We provide clear steps for funding and offer periodic reviews to adapt to changes in family situations or applicable laws, preserving the integrity and usefulness of the plan.

Frequently Asked Questions

What is a pour-over will and how does it work?

A pour-over will directs any assets not already placed in a trust at death to transfer into a named trust. This approach helps unify your overall plan and can reduce probate complexities by centralizing asset management under the trust terms. It also offers continuity if circumstances change.

A will provides directions for asset distribution after death, while a trust holds and manages assets during life and after death. Trusts can offer ongoing control, privacy, and potential tax advantages, whereas a will alone may expose more information to the public during probate.

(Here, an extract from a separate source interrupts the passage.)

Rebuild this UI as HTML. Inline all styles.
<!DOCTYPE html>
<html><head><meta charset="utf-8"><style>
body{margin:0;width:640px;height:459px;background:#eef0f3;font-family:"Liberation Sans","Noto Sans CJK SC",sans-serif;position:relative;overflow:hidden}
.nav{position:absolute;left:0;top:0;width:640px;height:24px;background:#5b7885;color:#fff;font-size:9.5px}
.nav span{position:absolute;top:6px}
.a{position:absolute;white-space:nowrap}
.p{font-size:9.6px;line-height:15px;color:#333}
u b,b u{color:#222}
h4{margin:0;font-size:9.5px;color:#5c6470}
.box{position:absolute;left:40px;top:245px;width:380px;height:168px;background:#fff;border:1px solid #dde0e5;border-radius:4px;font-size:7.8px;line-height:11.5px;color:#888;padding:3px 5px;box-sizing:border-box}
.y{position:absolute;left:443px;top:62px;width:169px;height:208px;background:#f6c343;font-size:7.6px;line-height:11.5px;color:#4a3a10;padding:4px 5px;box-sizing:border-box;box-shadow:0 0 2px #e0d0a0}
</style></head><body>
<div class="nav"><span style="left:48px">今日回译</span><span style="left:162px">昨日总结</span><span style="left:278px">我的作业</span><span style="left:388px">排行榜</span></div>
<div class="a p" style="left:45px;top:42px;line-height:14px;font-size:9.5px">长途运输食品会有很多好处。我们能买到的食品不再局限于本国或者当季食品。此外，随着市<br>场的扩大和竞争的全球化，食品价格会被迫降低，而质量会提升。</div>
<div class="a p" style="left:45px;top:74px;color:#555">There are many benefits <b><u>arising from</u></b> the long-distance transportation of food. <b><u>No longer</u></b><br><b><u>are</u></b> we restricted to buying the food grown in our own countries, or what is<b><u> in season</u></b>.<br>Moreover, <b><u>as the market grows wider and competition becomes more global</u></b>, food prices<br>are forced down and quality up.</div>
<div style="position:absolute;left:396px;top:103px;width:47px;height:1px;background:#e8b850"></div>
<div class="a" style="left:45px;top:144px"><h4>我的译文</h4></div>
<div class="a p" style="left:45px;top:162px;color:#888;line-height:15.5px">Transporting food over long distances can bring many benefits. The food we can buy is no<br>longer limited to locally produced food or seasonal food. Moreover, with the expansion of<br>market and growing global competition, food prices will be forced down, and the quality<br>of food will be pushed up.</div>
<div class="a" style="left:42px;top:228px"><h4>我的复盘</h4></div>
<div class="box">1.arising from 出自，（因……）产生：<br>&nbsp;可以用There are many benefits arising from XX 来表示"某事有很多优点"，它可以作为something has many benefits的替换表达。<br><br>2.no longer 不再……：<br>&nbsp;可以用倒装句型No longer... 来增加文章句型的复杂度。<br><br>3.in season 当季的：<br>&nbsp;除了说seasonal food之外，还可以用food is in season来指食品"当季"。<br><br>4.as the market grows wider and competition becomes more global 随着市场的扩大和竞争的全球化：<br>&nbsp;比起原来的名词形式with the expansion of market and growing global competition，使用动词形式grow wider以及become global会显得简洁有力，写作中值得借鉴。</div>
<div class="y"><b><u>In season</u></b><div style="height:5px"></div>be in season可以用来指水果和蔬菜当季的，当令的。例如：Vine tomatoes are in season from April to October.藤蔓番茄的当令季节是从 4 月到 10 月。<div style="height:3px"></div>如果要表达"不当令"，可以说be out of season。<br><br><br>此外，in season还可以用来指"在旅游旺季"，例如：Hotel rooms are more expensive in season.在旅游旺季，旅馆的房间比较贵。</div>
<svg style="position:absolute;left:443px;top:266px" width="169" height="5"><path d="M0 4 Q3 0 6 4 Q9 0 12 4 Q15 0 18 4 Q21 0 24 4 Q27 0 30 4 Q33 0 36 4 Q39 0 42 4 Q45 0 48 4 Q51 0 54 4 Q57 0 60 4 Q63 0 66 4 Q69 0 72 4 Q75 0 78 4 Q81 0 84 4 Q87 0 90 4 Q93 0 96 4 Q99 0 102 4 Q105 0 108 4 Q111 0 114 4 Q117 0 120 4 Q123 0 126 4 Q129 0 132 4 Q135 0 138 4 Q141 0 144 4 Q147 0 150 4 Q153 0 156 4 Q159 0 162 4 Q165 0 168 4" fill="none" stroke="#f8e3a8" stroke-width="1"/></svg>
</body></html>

Pour-over provisions can reduce probate time by leveraging the trust for asset management. However, some assets still pass through probate if they are not funded into the trust, so coordinated planning is important to maximize efficiency and minimize court involvement.

Life events such as marriage, birth, divorce, relocation, or changes in taxes warrant a plan review. Regular check-ins with an attorney help ensure documents stay aligned with current laws and your family situation, maintaining clarity and effectiveness.

A trustee should be someone trustworthy, organized, and capable of managing finances. Consider a family member with financial acumen or a professional fiduciary for impartial administration, especially in complex estates or when potential conflicts exist among beneficiaries.

Assets that you want to be controlled by the trust should be funded, including real estate, financial accounts, and valuable belongings. Proper funding helps ensure the trust operates as intended, both during life and after death, reducing probate needs and complexity.

Yes, pour-over provisions and trusts can be updated. Life changes, new assets, or shifts in goals may require amendments. Work with your attorney to execute updates in a way that preserves plan integrity and adheres to North Carolina requirements.

Processing times vary by complexity and court schedules in Locust and surrounding counties. A straightforward plan can take weeks, while larger estates with multiple assets may take longer. An organized approach and proactive funding typically shorten timelines.

Costs include legal drafting, document preparation, and potential court filings. Rates differ by complexity, asset value, and required coordination. Discuss a clear estimate with your attorney and explore options to balance thoroughness with affordability.

If you move to another state, your out-of-state assets and documents may need review to comply with the new state’s laws. A local attorney can help harmonize documents, adjust governance provisions, and ensure a cohesive plan across jurisdictions.